I forgot to mention about cleanliness, but I have found over the years a very good method.
I clean the joints with carpenters steel wool, this has no oil preservative on it unlike general purpose cheapo wool, which has oil on it to stop it corroding.
So basically, I rub over the joints with wire wool, then wipe everything over with a bit of spirits (denatured alcohol or Isopropanol), I find that this is enough.
Do not use anything that has grit on it, like emery or sandpaper. If any bits come off onto the joint area, it can penetrate and get incorporated into the joint and cause a weak spot, if you get any steel wool in the joint, it just becomes part of the joint.
I personally don't go to great lengths with cleaning purely because I use a perfect flux for this type of work.
Here in the UK, unlike the US and other parts of the world, we have specialists who make such things for industry and model engineering, and you can obtain a variety of fluxes and silver solders to join almost all materials that can be joined by such methods. So for people who are not in the UK, dig deep in your pockets and buy yourself a tub of Tenacity 5 flux, you will never regret it. This flux was designed for silver soldering stainless steel, but it works with everything else. The main advantage is that it cleans the material as it is being heated up and withstands temperatures where other fluxes would have given up and caused a failed joint.
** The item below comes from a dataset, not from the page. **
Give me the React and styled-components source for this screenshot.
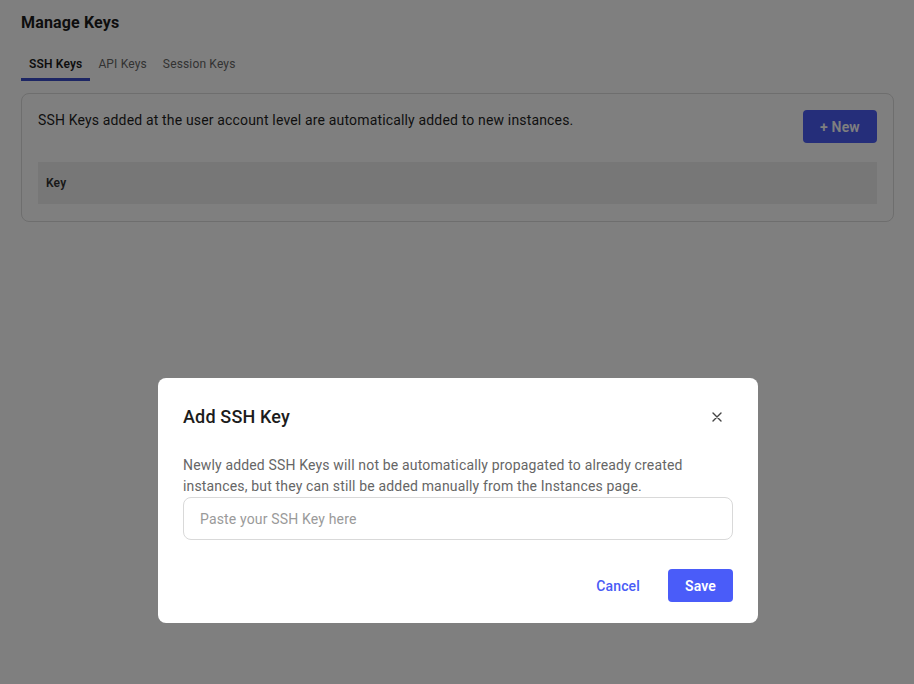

I haven't bought any 1/16" silver solder rods for many many years, it is just too cumbersome to use when confronted with tiny joints, you tend to get the solder everywhere. You need very little solder to form the joint, and any excess is a waste of this expensive item. I use either 0.5mm wire, used as shown in pictures above on my previous post or silver solder sheet, which is about 0.005" thick. This is cut into what are called 'Pallions' using normal scissors, and is placed onto or into the joint, using the flux like a 'glue'. It is then just a matter of heating up the largest part of the job and the solder will automatically flow into the work, giving you perfect joints with no need to file all the excess solder off, as if you have calculated right, there should be no excess at all.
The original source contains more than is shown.